Extract every line of the material below and reproduce it faithfully.

● ● ● ●

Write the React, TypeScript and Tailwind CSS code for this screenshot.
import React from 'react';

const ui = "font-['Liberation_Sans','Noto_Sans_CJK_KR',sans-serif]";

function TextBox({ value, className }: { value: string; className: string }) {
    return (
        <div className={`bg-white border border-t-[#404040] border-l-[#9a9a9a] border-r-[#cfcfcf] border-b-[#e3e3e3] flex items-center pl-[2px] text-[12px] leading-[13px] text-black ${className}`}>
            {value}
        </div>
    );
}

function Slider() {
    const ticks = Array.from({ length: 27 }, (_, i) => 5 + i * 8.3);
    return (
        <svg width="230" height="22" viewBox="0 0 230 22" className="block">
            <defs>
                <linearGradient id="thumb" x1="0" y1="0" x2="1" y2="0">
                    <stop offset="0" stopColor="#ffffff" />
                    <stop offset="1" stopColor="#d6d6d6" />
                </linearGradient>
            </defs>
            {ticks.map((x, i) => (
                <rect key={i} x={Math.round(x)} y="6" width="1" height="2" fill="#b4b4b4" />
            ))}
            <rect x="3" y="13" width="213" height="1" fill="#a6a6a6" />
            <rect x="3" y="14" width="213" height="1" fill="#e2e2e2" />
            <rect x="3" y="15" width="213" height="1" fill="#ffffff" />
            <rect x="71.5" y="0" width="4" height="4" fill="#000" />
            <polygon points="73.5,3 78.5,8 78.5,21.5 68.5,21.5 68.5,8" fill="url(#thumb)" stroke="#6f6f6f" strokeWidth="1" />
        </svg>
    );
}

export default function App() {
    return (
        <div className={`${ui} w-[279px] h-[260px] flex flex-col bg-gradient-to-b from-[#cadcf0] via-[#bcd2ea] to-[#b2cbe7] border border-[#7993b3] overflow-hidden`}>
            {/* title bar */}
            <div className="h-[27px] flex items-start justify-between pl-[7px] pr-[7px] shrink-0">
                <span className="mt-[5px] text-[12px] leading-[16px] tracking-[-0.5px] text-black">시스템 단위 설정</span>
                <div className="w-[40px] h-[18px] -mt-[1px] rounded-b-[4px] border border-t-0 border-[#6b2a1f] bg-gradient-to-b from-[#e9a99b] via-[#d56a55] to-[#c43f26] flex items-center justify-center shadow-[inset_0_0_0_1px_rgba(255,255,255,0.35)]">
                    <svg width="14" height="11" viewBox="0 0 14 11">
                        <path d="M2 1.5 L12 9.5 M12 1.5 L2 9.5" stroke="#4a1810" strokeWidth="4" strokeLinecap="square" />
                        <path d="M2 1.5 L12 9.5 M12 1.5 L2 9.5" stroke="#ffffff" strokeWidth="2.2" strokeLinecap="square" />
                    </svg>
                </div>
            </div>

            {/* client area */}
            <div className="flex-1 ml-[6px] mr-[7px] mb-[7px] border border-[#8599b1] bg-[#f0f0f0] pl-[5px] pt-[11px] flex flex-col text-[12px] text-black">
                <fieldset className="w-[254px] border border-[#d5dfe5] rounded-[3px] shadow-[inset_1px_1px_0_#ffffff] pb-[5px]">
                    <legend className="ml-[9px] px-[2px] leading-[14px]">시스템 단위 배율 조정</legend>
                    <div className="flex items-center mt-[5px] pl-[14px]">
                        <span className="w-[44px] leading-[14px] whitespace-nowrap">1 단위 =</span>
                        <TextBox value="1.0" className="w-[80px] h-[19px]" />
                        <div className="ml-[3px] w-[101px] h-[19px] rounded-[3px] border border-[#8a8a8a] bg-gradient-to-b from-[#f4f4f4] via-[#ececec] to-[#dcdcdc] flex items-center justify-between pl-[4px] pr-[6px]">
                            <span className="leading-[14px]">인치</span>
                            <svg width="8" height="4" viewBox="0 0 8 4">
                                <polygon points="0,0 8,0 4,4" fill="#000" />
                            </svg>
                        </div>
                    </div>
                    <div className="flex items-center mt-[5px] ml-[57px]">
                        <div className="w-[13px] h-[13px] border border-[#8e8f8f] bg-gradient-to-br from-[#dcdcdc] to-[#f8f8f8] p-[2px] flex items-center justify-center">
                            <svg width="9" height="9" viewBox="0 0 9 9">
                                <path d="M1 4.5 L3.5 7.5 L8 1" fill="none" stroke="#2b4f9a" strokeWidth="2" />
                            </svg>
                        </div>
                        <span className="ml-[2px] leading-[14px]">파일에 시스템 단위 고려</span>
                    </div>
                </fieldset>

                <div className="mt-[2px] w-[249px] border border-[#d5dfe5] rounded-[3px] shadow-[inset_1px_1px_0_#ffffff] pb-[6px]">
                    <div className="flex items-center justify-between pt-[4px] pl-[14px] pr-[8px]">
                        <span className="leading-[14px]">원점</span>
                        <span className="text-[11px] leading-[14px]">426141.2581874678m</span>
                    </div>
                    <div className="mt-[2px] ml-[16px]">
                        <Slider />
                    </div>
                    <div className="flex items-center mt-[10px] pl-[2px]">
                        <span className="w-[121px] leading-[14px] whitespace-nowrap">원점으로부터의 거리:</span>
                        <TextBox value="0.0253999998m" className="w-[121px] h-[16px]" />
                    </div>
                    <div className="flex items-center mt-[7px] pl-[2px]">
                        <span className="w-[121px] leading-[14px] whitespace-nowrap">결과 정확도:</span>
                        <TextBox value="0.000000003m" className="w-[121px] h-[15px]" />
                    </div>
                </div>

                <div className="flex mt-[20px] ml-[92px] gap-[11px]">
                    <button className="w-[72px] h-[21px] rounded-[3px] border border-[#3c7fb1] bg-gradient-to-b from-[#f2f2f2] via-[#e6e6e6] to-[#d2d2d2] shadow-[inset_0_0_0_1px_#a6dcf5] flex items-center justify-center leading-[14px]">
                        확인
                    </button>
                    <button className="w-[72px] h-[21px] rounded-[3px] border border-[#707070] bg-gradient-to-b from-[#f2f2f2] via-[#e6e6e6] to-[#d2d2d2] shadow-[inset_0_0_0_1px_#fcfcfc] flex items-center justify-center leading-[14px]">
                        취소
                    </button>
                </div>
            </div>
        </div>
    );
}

● ● ● ●

> _SOLUTION TO THIS TASK_
Write the React, TypeScript and Tailwind CSS code for this screenshot.
import React from 'react';

const ui = "font-['Liberation_Sans','Noto_Sans_CJK_KR',sans-serif]";

function TextBox({ value, className }: { value: string; className: string }) {
    return (
        <div className={`bg-white border border-t-[#404040] border-l-[#9a9a9a] border-r-[#cfcfcf] border-b-[#e3e3e3] flex items-center pl-[2px] text-[12px] leading-[13px] text-black ${className}`}>
            {value}
        </div>
    );
}

function Slider() {
    const ticks = Array.from({ length: 27 }, (_, i) => 5 + i * 8.3);
    return (
        <svg width="230" height="22" viewBox="0 0 230 22" className="block">
            <defs>
                <linearGradient id="thumb" x1="0" y1="0" x2="1" y2="0">
                    <stop offset="0" stopColor="#ffffff" />
                    <stop offset="1" stopColor="#d6d6d6" />
                </linearGradient>
            </defs>
            {ticks.map((x, i) => (
                <rect key={i} x={Math.round(x)} y="6" width="1" height="2" fill="#b4b4b4" />
            ))}
            <rect x="3" y="13" width="213" height="1" fill="#a6a6a6" />
            <rect x="3" y="14" width="213" height="1" fill="#e2e2e2" />
            <rect x="3" y="15" width="213" height="1" fill="#ffffff" />
            <rect x="71.5" y="0" width="4" height="4" fill="#000" />
            <polygon points="73.5,3 78.5,8 78.5,21.5 68.5,21.5 68.5,8" fill="url(#thumb)" stroke="#6f6f6f" strokeWidth="1" />
        </svg>
    );
}

export default function App() {
    return (
        <div className={`${ui} w-[279px] h-[260px] flex flex-col bg-gradient-to-b from-[#cadcf0] via-[#bcd2ea] to-[#b2cbe7] border border-[#7993b3] overflow-hidden`}>
            {/* title bar */}
            <div className="h-[27px] flex items-start justify-between pl-[7px] pr-[7px] shrink-0">
                <span className="mt-[5px] text-[12px] leading-[16px] tracking-[-0.5px] text-black">시스템 단위 설정</span>
                <div className="w-[40px] h-[18px] -mt-[1px] rounded-b-[4px] border border-t-0 border-[#6b2a1f] bg-gradient-to-b from-[#e9a99b] via-[#d56a55] to-[#c43f26] flex items-center justify-center shadow-[inset_0_0_0_1px_rgba(255,255,255,0.35)]">
                    <svg width="14" height="11" viewBox="0 0 14 11">
                        <path d="M2 1.5 L12 9.5 M12 1.5 L2 9.5" stroke="#4a1810" strokeWidth="4" strokeLinecap="square" />
                        <path d="M2 1.5 L12 9.5 M12 1.5 L2 9.5" stroke="#ffffff" strokeWidth="2.2" strokeLinecap="square" />
                    </svg>
                </div>
            </div>

            {/* client area */}
            <div className="flex-1 ml-[6px] mr-[7px] mb-[7px] border border-[#8599b1] bg-[#f0f0f0] pl-[5px] pt-[11px] flex flex-col text-[12px] text-black">
                <fieldset className="w-[254px] border border-[#d5dfe5] rounded-[3px] shadow-[inset_1px_1px_0_#ffffff] pb-[5px]">
                    <legend className="ml-[9px] px-[2px] leading-[14px]">시스템 단위 배율 조정</legend>
                    <div className="flex items-center mt-[5px] pl-[14px]">
                        <span className="w-[44px] leading-[14px] whitespace-nowrap">1 단위 =</span>
                        <TextBox value="1.0" className="w-[80px] h-[19px]" />
                        <div className="ml-[3px] w-[101px] h-[19px] rounded-[3px] border border-[#8a8a8a] bg-gradient-to-b from-[#f4f4f4] via-[#ececec] to-[#dcdcdc] flex items-center justify-between pl-[4px] pr-[6px]">
                            <span className="leading-[14px]">인치</span>
                            <svg width="8" height="4" viewBox="0 0 8 4">
                                <polygon points="0,0 8,0 4,4" fill="#000" />
                            </svg>
                        </div>
                    </div>
                    <div className="flex items-center mt-[5px] ml-[57px]">
                        <div className="w-[13px] h-[13px] border border-[#8e8f8f] bg-gradient-to-br from-[#dcdcdc] to-[#f8f8f8] p-[2px] flex items-center justify-center">
                            <svg width="9" height="9" viewBox="0 0 9 9">
                                <path d="M1 4.5 L3.5 7.5 L8 1" fill="none" stroke="#2b4f9a" strokeWidth="2" />
                            </svg>
                        </div>
                        <span className="ml-[2px] leading-[14px]">파일에 시스템 단위 고려</span>
                    </div>
                </fieldset>

                <div className="mt-[2px] w-[249px] border border-[#d5dfe5] rounded-[3px] shadow-[inset_1px_1px_0_#ffffff] pb-[6px]">
                    <div className="flex items-center justify-between pt-[4px] pl-[14px] pr-[8px]">
                        <span className="leading-[14px]">원점</span>
                        <span className="text-[11px] leading-[14px]">426141.2581874678m</span>
                    </div>
                    <div className="mt-[2px] ml-[16px]">
                        <Slider />
                    </div>
                    <div className="flex items-center mt-[10px] pl-[2px]">
                        <span className="w-[121px] leading-[14px] whitespace-nowrap">원점으로부터의 거리:</span>
                        <TextBox value="0.0253999998m" className="w-[121px] h-[16px]" />
                    </div>
                    <div className="flex items-center mt-[7px] pl-[2px]">
                        <span className="w-[121px] leading-[14px] whitespace-nowrap">결과 정확도:</span>
                        <TextBox value="0.000000003m" className="w-[121px] h-[15px]" />
                    </div>
                </div>

                <div className="flex mt-[20px] ml-[92px] gap-[11px]">
                    <button className="w-[72px] h-[21px] rounded-[3px] border border-[#3c7fb1] bg-gradient-to-b from-[#f2f2f2] via-[#e6e6e6] to-[#d2d2d2] shadow-[inset_0_0_0_1px_#a6dcf5] flex items-center justify-center leading-[14px]">
                        확인
                    </button>
                    <button className="w-[72px] h-[21px] rounded-[3px] border border-[#707070] bg-gradient-to-b from-[#f2f2f2] via-[#e6e6e6] to-[#d2d2d2] shadow-[inset_0_0_0_1px_#fcfcfc] flex items-center justify-center leading-[14px]">
                        취소
                    </button>
                </div>
            </div>
        </div>
    );
}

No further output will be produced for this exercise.